Exercise prompt> Give back every line exactly as it appears, pictures excluded.

Information supplied>
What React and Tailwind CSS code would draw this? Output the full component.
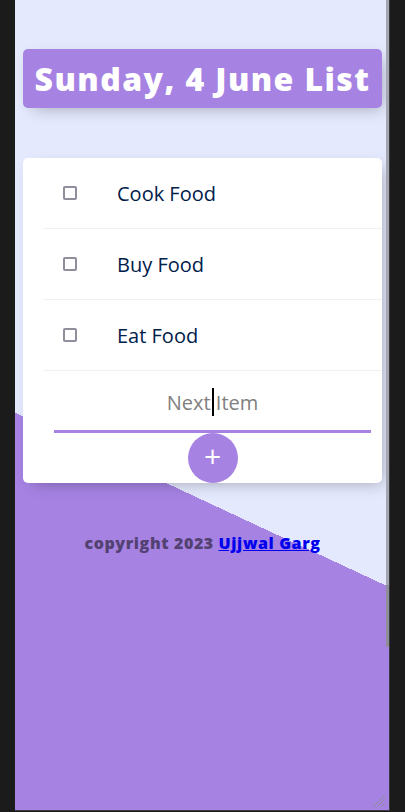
const items = ["Cook Food", "Buy Food", "Eat Food"];

function Row({ label }) {
  return (
    <div className="ml-5 min-h-[71px] flex items-center border-b border-[#f1f1f1]">
      <span className="block w-[14px] h-[14px] m-5 mr-5 rounded-[2px] border-2 border-[#8f8f9b] bg-white shrink-0" />
      <p className="p-5 text-[20px] leading-[27px] text-[#00204a] font-['Open_Sans',sans-serif]">{label}</p>
    </div>
  );
}

export default function App() {
  return (
    <div className="w-[405px] h-[812px] bg-[#1b1b1b] px-[15px] overflow-hidden">
      <div className="relative h-[810px] overflow-hidden">
        <div className="min-h-[1000px] bg-[linear-gradient(25deg,#a683e3_50%,#e4e9fd_50%)] px-2 pt-[49px]">
          {/* heading */}
          <div className="bg-[#a683e3] rounded-[5px] text-center shadow-[5px_5px_15px_-5px_rgba(0,0,0,0.3)]">
            <h1 className="p-[10px] text-white text-[32px] leading-[39px] font-extrabold tracking-[1.4px] font-['Open_Sans',sans-serif]">
              Sunday, 4 June List
            </h1>
          </div>

          {/* list card */}
          <div className="mt-[50px] bg-white rounded-[5px] shadow-[5px_5px_15px_-5px_rgba(0,0,0,0.3)]">
            {items.map((it) => (
              <Row key={it} label={it} />
            ))}
            <form className="ml-5 pt-[2px] flex flex-col items-center">
              <div className="relative w-[317px] h-[60px] flex items-center justify-center shadow-[inset_0_-3px_0_0_#a683e3] text-[20px] text-[#808080] font-['Open_Sans',sans-serif]">
                Next Item
                <span className="absolute left-[158px] top-[15px] w-[2px] h-[28px] bg-black" />
              </div>
              <button
                type="button"
                className="w-[50px] h-[50px] rounded-full bg-[#a683e3] text-white text-[30px] leading-none pb-[5px] flex items-center justify-center font-['Open_Sans',sans-serif]"
              >
                +
              </button>
            </form>
          </div>

          <footer className="mt-[49px] text-center text-[16px] leading-[22px] font-extrabold tracking-[0.6px] text-[#534171] font-['Open_Sans',sans-serif]">
            copyright 2023{" "}
            <a className="text-[#0000ee] underline">Ujjwal Garg</a>
          </footer>
        </div>

        {/* overlay scrollbar */}
        <div className="absolute top-0 right-0 w-[4px] h-full flex">
          <div className="w-[3px] h-full flex flex-col">
            <div className="h-[585px] bg-[#a6a6b0]" />
            <div className="h-[62px] bg-[#8e8e98]" />
          </div>
          <div className="w-[1px] h-full bg-[#3a3a42]" />
        </div>

        {/* resize grip */}
        <svg className="absolute right-[4px] bottom-[2px]" width="14" height="14" viewBox="0 0 14 14">
          <path d="M13 1 L1 13 M13 5 L5 13 M13 9 L9 13" stroke="#8c8c96" strokeWidth="1" />
        </svg>
      </div>
      <div className="h-[1px] bg-[#3a3a42]" />
    </div>
  );
}
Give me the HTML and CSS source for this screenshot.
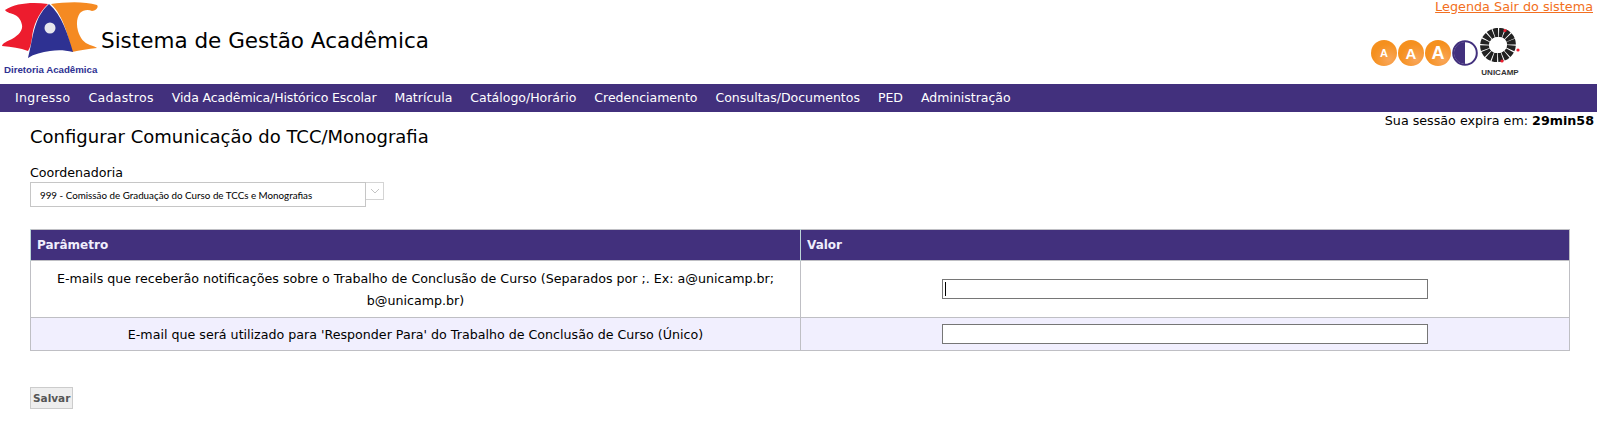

Correct response>
What React and Tailwind CSS code would draw this? Output the full component.
const items = ["Cook Food", "Buy Food", "Eat Food"];

function Row({ label }) {
  return (
    <div className="ml-5 min-h-[71px] flex items-center border-b border-[#f1f1f1]">
      <span className="block w-[14px] h-[14px] m-5 mr-5 rounded-[2px] border-2 border-[#8f8f9b] bg-white shrink-0" />
      <p className="p-5 text-[20px] leading-[27px] text-[#00204a] font-['Open_Sans',sans-serif]">{label}</p>
    </div>
  );
}

export default function App() {
  return (
    <div className="w-[405px] h-[812px] bg-[#1b1b1b] px-[15px] overflow-hidden">
      <div className="relative h-[810px] overflow-hidden">
        <div className="min-h-[1000px] bg-[linear-gradient(25deg,#a683e3_50%,#e4e9fd_50%)] px-2 pt-[49px]">
          {/* heading */}
          <div className="bg-[#a683e3] rounded-[5px] text-center shadow-[5px_5px_15px_-5px_rgba(0,0,0,0.3)]">
            <h1 className="p-[10px] text-white text-[32px] leading-[39px] font-extrabold tracking-[1.4px] font-['Open_Sans',sans-serif]">
              Sunday, 4 June List
            </h1>
          </div>

          {/* list card */}
          <div className="mt-[50px] bg-white rounded-[5px] shadow-[5px_5px_15px_-5px_rgba(0,0,0,0.3)]">
            {items.map((it) => (
              <Row key={it} label={it} />
            ))}
            <form className="ml-5 pt-[2px] flex flex-col items-center">
              <div className="relative w-[317px] h-[60px] flex items-center justify-center shadow-[inset_0_-3px_0_0_#a683e3] text-[20px] text-[#808080] font-['Open_Sans',sans-serif]">
                Next Item
                <span className="absolute left-[158px] top-[15px] w-[2px] h-[28px] bg-black" />
              </div>
              <button
                type="button"
                className="w-[50px] h-[50px] rounded-full bg-[#a683e3] text-white text-[30px] leading-none pb-[5px] flex items-center justify-center font-['Open_Sans',sans-serif]"
              >
                +
              </button>
            </form>
          </div>

          <footer className="mt-[49px] text-center text-[16px] leading-[22px] font-extrabold tracking-[0.6px] text-[#534171] font-['Open_Sans',sans-serif]">
            copyright 2023{" "}
            <a className="text-[#0000ee] underline">Ujjwal Garg</a>
          </footer>
        </div>

        {/* overlay scrollbar */}
        <div className="absolute top-0 right-0 w-[4px] h-full flex">
          <div className="w-[3px] h-full flex flex-col">
            <div className="h-[585px] bg-[#a6a6b0]" />
            <div className="h-[62px] bg-[#8e8e98]" />
          </div>
          <div className="w-[1px] h-full bg-[#3a3a42]" />
        </div>

        {/* resize grip */}
        <svg className="absolute right-[4px] bottom-[2px]" width="14" height="14" viewBox="0 0 14 14">
          <path d="M13 1 L1 13 M13 5 L5 13 M13 9 L9 13" stroke="#8c8c96" strokeWidth="1" />
        </svg>
      </div>
      <div className="h-[1px] bg-[#3a3a42]" />
    </div>
  );
}
Give me the HTML and CSS source for this screenshot.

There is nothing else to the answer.